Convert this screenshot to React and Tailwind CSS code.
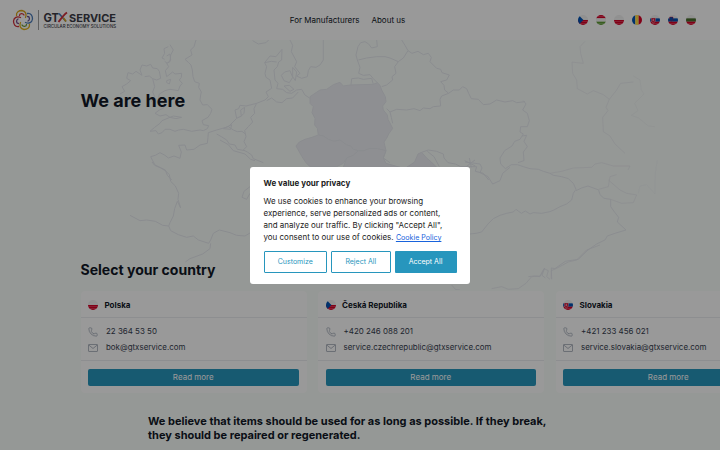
import React from "react";
import { Phone } from "lucide-react";

const navFlags = ["cz", "hu", "pl", "ro", "sk", "si", "bg"];

const countries = [
  { flag: "pl", name: "Polska", phone: "22 364 53 50", email: "bok@gtxservice.com" },
  { flag: "cz", name: "Česká Republika", phone: "+420 246 088 201", email: "service.czechrepublic@gtxservice.com" },
  { flag: "sk", name: "Slovakia", phone: "+421 233 456 021", email: "service.slovakia@gtxservice.com" },
];

const stripes = {
  cz: ["#f0f0f0", "#f0f0f0", "#f0f0f0", "#d80027", "#d80027", "#d80027"],
  hu: ["#d80027", "#d80027", "#f0f0f0", "#f0f0f0", "#5f9c35", "#5f9c35"],
  pl: ["#f0f0f0", "#f0f0f0", "#f0f0f0", "#d80027", "#d80027", "#d80027"],
  sk: ["#f0f0f0", "#f0f0f0", "#0052b4", "#0052b4", "#d80027", "#d80027"],
  si: ["#f0f0f0", "#f0f0f0", "#0052b4", "#0052b4", "#d80027", "#d80027"],
  bg: ["#f0f0f0", "#f0f0f0", "#496e2d", "#496e2d", "#d80027", "#d80027"],
};

const Flag = ({ code, className }) => (
  <svg viewBox="0 0 24 24" className={`rounded-full shrink-0 ${className}`}>
    {code === "ro" ? (
      <>
        <rect width="8" height="24" fill="#0052b4" />
        <rect x="8" width="8" height="24" fill="#ffda44" />
        <rect x="16" width="8" height="24" fill="#d80027" />
      </>
    ) : (
      stripes[code].map((color, i) => (
        <rect key={i} y={i * 4} width="24" height="4.1" fill={color} />
      ))
    )}
    {code === "cz" && <path d="M0 0 L4 3 L13 12 L4 21 L0 24Z" fill="#0052b4" />}
    {code === "sk" && (
      <>
        <path d="M3 7h10v6q0 4-5 6Q3 17 3 13z" fill="#d80027" stroke="#f0f0f0" strokeWidth="1" />
        <path d="M8 9v6M6 11h4M5.500 13.500h5" stroke="#f0f0f0" strokeWidth="1" />
      </>
    )}
    {code === "si" && (
      <path d="M4 5h8v5q0 4-4 5q-4-1-4-5z" fill="#0052b4" stroke="#d80027" strokeWidth="1" />
    )}
  </svg>
);

const MailIcon = () => (
  <svg viewBox="0 0 20 20" className="w-[10px] h-[10px] shrink-0 text-gray-400" fill="none" stroke="currentColor" strokeWidth="1.500">
    <rect x="1" y="3" width="18" height="14" rx="1" />
    <path d="M1.500 4L10 11L18.500 4" />
  </svg>
);

const Logo = () => (
  <div className="flex items-center">
    <svg viewBox="0 0 22 22" className="w-[22px] h-[22px]" fill="none" strokeWidth="1.300" strokeLinecap="round">
      <path d="M4.500 6.500C4 3 7 1.500 10 1.500C13.500 2 15 5 13.500 8.500" stroke="#d9a51c" />
      <path d="M7.500 6.500C7.500 4 11 4 12 6" stroke="#d1323d" />
      <path d="M15.500 4.500C19 4 20.500 7 20.500 10C20 13.500 17 15 13.500 13.500" stroke="#4c7cb8" />
      <path d="M15.500 7.500C18 7.500 18 11 16 12" stroke="#675394" />
      <path d="M17.500 15.500C18 19 15 20.500 12 20.500C8.500 20 7 17 8.500 13.500" stroke="#e2b31b" />
      <path d="M14.500 15.500C14.500 18 11 18 10 16" stroke="#6d9b3c" />
      <path d="M6.500 17.500C3 18 1.500 15 1.500 12C2 8.500 5 7 8.500 8.500" stroke="#d1323d" />
      <path d="M6.500 14.500C4 14.500 4 11 6 10" stroke="#7b4c8b" />
    </svg>
    <div className="w-px h-5 bg-[#a0a0a0] ml-[4px] mr-[4px]" />
    <svg viewBox="0 0 74 20" className="w-[74px] h-5" fontFamily="Inter, sans-serif">
      <text x="0.500" y="11.500" fontSize="11.500" fontWeight="700" fill="#3c3c46" textLength="15.500" lengthAdjust="spacingAndGlyphs">GT</text>
      <path d="M16 3.500l7 8" stroke="#4c7cb8" strokeWidth="1.600" />
      <path d="M24 2.500C20.500 5 18.500 8 15.500 12" stroke="#d1323d" strokeWidth="1.800" fill="none" />
      <path d="M20.500 8l2.500 3.500" stroke="#d9a51c" strokeWidth="1.600" />
      <text x="26" y="11.500" fontSize="11" fontWeight="700" fill="#3c3c46" textLength="47" lengthAdjust="spacingAndGlyphs">SERVICE</text>
      <text x="0.500" y="18" fontSize="4.300" fontWeight="500" fill="#3c3c46" textLength="72.500" lengthAdjust="spacingAndGlyphs">CIRCULAR ECONOMY SOLUTIONS</text>
    </svg>
  </div>
);

const EuropeMap = () => (
  <svg
    viewBox="0 40 720 250"
    className="absolute left-0 top-0 w-[720px] h-[250px]"
    fill="none"
    stroke="#e7eaef"
    strokeWidth="3"
    strokeLinejoin="round"
  >
    {/* British Isles */}
    <g transform="translate(120 30) scale(.3333)">
      <path d="M228 30L222 50L212 60L216 75L195 88L206 98L213 105L217 120L219 140L224 155L238 160L236 172L244 186L242 195L240 210L248 225L262 224L276 238L272 250L264 262L246 272L250 284L266 287L262 296L250 302L240 300L215 304L190 298L176 300L165 304L150 298L135 298L126 308L115 312L108 302L90 304L104 292L120 280L126 272L150 262L168 266L185 262L160 258L150 262L138 254L120 258L105 250L118 240L130 235L134 222L128 212L115 206L118 192L135 182L150 178L175 182L180 168L187 160L178 150L184 142L185 130L165 132L158 126L140 140L136 122L146 110L140 100L150 95L152 75L160 60L150 44" />
      <path d="M145 50L132 56L134 70L126 84L134 88M140 78L150 72L152 90L142 100L134 94M140 152L152 148L148 162L140 158Z" />
      <path d="M24 128L38 132L48 124L66 136L60 120L66 105L80 108L92 103L98 114L112 116L118 124L122 145L110 150L98 146L88 138L74 140M98 146L104 170L98 186L104 200L94 216M24 128L20 145L32 152L20 162L6 170L14 184L0 192" />
    </g>
    {/* Western and central mainland */}
    <g transform="translate(120 30) scale(.3333)">
      <path d="M155 450L142 436L136 420L120 412L105 405L98 392L92 380L106 376L120 368L135 376L145 384L162 378L180 385L184 366L176 346L195 345L200 360L222 358L240 345L262 340L264 322L265 308L290 300L325 290L350 265L345 240L356 236L360 226L378 228L410 220L435 210L445 200L438 186L455 175L450 150L438 142L435 130L440 110L434 98L450 78L468 80L486 58L485 90L476 96L472 110L462 120L465 150L474 160L470 176L488 178L500 188L515 190L530 180L545 178L555 195L570 205" />
      <path d="M410 220L402 236L404 250L392 262L398 276L385 290L374 302L378 320L372 335L380 350L370 360L382 366L395 375L400 386L430 398" />
      <path d="M290 312L304 320L320 330L328 342L345 345L352 358L375 362M325 290L340 300L352 305L366 304L376 312M350 265L364 258L362 240L374 232L372 250L360 262M310 296L335 284L332 298Z" />
      <path d="M434 98L454 94L470 96M494 126L510 122L518 142L508 158L492 152L484 136ZM518 112L530 126L526 152L518 140ZM492 168L508 166L522 178L510 184Z" />
      <path d="M510 30L518 46L514 65L530 95L524 110L540 130L530 138L545 145L562 140L565 122L572 110L588 112L600 105L610 90L610 30M398 32L415 42L438 38L446 30" />
      <path d="M440 212L455 204L470 216L486 218L500 206L518 204L535 186" />
    </g>
    {/* Markets the company serves */}
    <g transform="translate(290 30) scale(.3333)" fill="#edeef3">
      <path d="M60 200L90 180L110 178L130 164L150 157L160 168L180 165L250 163L262 158L270 166L275 180L286 200L288 215L278 228L280 240L292 255L294 268L308 295L296 312L290 325L282 336L288 362L262 356L240 355L222 362L205 362L190 358L182 348L170 345L150 330L132 334L115 328L100 318L85 315L82 295L74 285L75 265L66 248L70 230L60 220Z" />
      <path d="M18 348L28 336L45 328L66 322L85 315L100 318L115 328L132 334L150 330L170 345L182 348L190 358L205 362L190 376L170 384L160 400L140 410L60 410L48 398L36 380Z" />
      <path d="M205 362L222 362L240 355L262 356L288 362L280 384L288 400L330 412L160 412L170 384L190 376Z" />
      <path d="M350 412L374 396L384 372L395 367L410 384L424 396L440 412Z" />
    </g>
    {/* Baltics, Belarus and Ukraine */}
    <g transform="translate(290 30) scale(.3333)">
      <path d="M183 165L185 146L205 144L220 148L245 145L250 163M262 158L250 146L240 134L220 136L206 130L210 112L202 90M205 90L230 84L260 80L285 80L300 84L325 95L314 110L318 130L306 140L308 150L290 165L275 170" />
      <path d="M202 90L198 75L204 50L212 38L225 35L236 42L245 54L262 50L260 30M335 30L345 46L354 62L366 70L384 64L400 74L415 70L424 82L420 95L440 115L452 118L456 128L478 135L470 150L452 155L462 166L464 180L476 190L455 198L450 208L452 228L430 230L420 236L400 234L390 242L372 236L350 240L320 238L300 246L290 236M354 62L340 84L325 95" />
      <path d="M300 246L304 262L308 280M476 190L490 180L508 180L518 170L530 176L536 190L544 206L565 208L580 224L600 222L620 210L645 216L668 212L680 218L705 215M288 362L280 384L300 398" />
      <path d="M395 367L415 360L440 364L460 372L462 384L474 398L496 402L512 410M512 410L560 410L556 424L580 430L596 450M538 384L544 412M524 392L556 408M555 390L526 412M412 364L432 380L448 410" />
    </g>
    {/* Black Sea and the Caucasus */}
    <g transform="translate(500 30) scale(.3333)" strokeOpacity=".9">
      <path d="M70 212L78 222L68 240L82 250L88 272L82 290L62 290L60 306L70 312L60 328L44 334L36 348L14 362L0 384L2 402L16 416L34 404L52 404L70 410L90 416L115 418L130 424L150 430L160 436L185 440L205 446L220 460L228 478L220 490L215 510L200 522L180 530L162 540L150 545L125 550L100 548L90 552L76 543L64 550L56 544L48 538L40 546L20 550L0 556L-20 566L-36 582L-55 606L-72 610L-90 612" />
      <path d="M66 318L80 316L72 334L82 350L70 366L72 392L54 398M-105 396L-60 402L-54 414L-60 428L-36 440L-22 462L0 452L8 430L30 412" />
      <path d="M228 482L245 474L264 468L280 474L296 480L300 494L312 505L332 508L332 530L345 548L356 562L352 576L378 600L345 610L322 618L315 630L290 642L264 660L235 688L196 694L165 716L154 714L155 748M85 740L104 738L120 740L134 714L126 736L136 744" />
      <path d="M150 430L185 424L220 414L275 412L285 402L305 398L340 408L390 408L384 420M296 478L325 470L330 440L350 434M332 508L365 520L400 518L410 495L380 490L360 480L325 450" strokeOpacity=".6" />
      <path d="M415 490L420 468L440 464L465 492L466 430L472 390" strokeOpacity=".25" />
    </g>
    <g transform="translate(500 30) scale(.3333)" strokeOpacity=".6">
      <path d="M255 34L240 50L242 70L250 100L230 98L216 96L218 130L230 150L232 176L262 192L280 182L310 194L328 208L318 232L324 242L308 262L310 305L330 318L345 342L375 370M328 208L350 180L362 160L400 156" />
      <path d="M400 138L420 150L424 180L432 192L404 220L414 242L394 256L416 264L445 288L465 290" strokeOpacity=".35" />
    </g>
    {/* France and Iberia */}
    <g transform="translate(130 140) scale(.3333)">
      <path d="M66 66L74 76L92 84L106 92L118 104L122 124L136 138L146 160L144 178L152 204L142 184L134 206L130 228L120 248L116 258L98 256L76 244L50 240L30 242L0 226M116 258L122 272L145 284L170 292L190 288L205 300L236 310L242 300L250 280L268 270L300 278L320 286L345 288L365 276M242 310L240 326L218 342L180 356L166 366" />
      <path d="M270 0L295 14L310 32L345 42L362 58L375 62M360 140L342 154L336 172L350 178L360 160" />
    </g>
    <g transform="translate(440 150) scale(.3333)">
      <path d="M480 285L440 300L410 330L385 336L350 355L334 362L334 386M275 380L300 378L312 356L325 362L320 380L330 388M275 380L258 400L235 416L205 418L185 410L155 416M35 405L46 418L60 420" strokeOpacity=".8" />
    </g>
  </svg>
);

const CountryCard = ({ country }) => (
  <div className="w-[226px] h-[102px] shrink-0 rounded bg-white">
    <div className="flex items-center gap-[6.500px] h-[27px] pt-px pl-[7.500px] pr-2 border-b border-[#ebedf0]">
      <Flag code={country.flag} className="w-[10px] h-[10px]" />
      <h3 className="text-[8px] leading-3 font-bold text-[#111827]">{country.name}</h3>
    </div>
    <div className="h-[43px] pl-[7.500px] pr-2 pt-[6px] border-b border-[#ebedf0] text-[7.950px] text-[#374151]">
      <div className="flex items-center h-[15.500px] gap-2">
        <Phone className="w-[10px] h-[10px] text-gray-400" strokeWidth={1.7} />
        {country.phone}
      </div>
      <div className="flex items-center h-4 gap-2">
        <MailIcon />
        {country.email}
      </div>
    </div>
    <div className="pl-[7.500px] pr-2 pt-2">
      <button className="block w-full h-[16.500px] rounded-[2px] bg-[#2796bd] text-white text-[8px]">Read more</button>
    </div>
  </div>
);

const CookieDialog = () => (
  <div className="fixed inset-0 z-50 bg-black/40">
    <div className="absolute left-[250px] top-[166.500px] w-[220px] h-[117px] rounded-[3px] bg-white px-[13.500px] pt-[10.500px] text-[#212121]">
      <h2 className="text-[8px] leading-3 font-bold">We value your privacy</h2>
      <p className="mt-[6px] text-[7.970px] leading-[12px] whitespace-nowrap">
        We use cookies to enhance your browsing
        <br />
        experience, serve personalized ads or content,
        <br />
        and analyze our traffic. By clicking "Accept All",
        <br />
        you consent to our use of cookies.{" "}
        <a href="#" className="text-[7.100px] text-[#1863dc] underline">Cookie Policy</a>
      </p>
      <div className="flex gap-1 mt-[7px] text-[7px]">
        <button className="w-[63.500px] h-[22px] pt-px rounded-[1px] border border-[#2796bd] text-[#2796bd]">Customize</button>
        <button className="w-[59.500px] h-[22px] pt-px rounded-[1px] border border-[#2796bd] text-[#2796bd]">Reject All</button>
        <button className="w-[62px] h-[22px] pt-px rounded-[1px] bg-[#2796bd] text-white">Accept All</button>
      </div>
    </div>
  </div>
);

const App = () => {
  return (
    <div className="w-[720px] h-[450px] overflow-hidden bg-[#f8fdfa] font-['Inter',sans-serif] text-[#111827]">
      <header className="flex items-center justify-between h-10 pl-3 pr-6 bg-white">
        <Logo />
        <nav className="flex gap-3 text-[8px] text-[#111827]">
          <a href="#">For Manufacturers</a>
          <a href="#">About us</a>
        </nav>
        <div className="flex gap-2">
          {navFlags.map((code) => (
            <Flag key={code} code={code} className="w-[10px] h-[10px]" />
          ))}
        </div>
      </header>

      <main className="relative">
        <EuropeMap />
        <div className="relative pl-[80.500px] pt-[49px]">
          <h1 className="text-[18px] leading-6 font-bold">We are here</h1>
          <h2 className="mt-[147px] text-[14.050px] leading-5 font-bold">Select your country</h2>
          <div className="flex gap-[11.500px] mt-[11px]">
            {countries.map((country) => (
              <CountryCard key={country.name} country={country} />
            ))}
          </div>
          <p className="ml-[67.500px] mt-[21px] text-[11px] leading-[14px] font-bold">
            We believe that items should be used for as long as possible. If they break,
            <br />
            they should be repaired or regenerated.
          </p>
        </div>
      </main>

      <CookieDialog />
    </div>
  );
};

export default App;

──────

### STATED GOAL:
Your task is to pick out every line with the string "code" and copy it.

### FULL SOLUTION:
Convert this screenshot to React and Tailwind CSS code.
const Flag = ({ code, className }) => (
    {code === "ro" ? (
      stripes[code].map((color, i) => (
    {code === "cz" && <path d="M0 0 L4 3 L13 12 L4 21 L0 24Z" fill="#0052b4" />}
    {code === "sk" && (
    {code === "si" && (
      <Flag code={country.flag} className="w-[10px] h-[10px]" />
          {navFlags.map((code) => (
            <Flag key={code} code={code} className="w-[10px] h-[10px]" />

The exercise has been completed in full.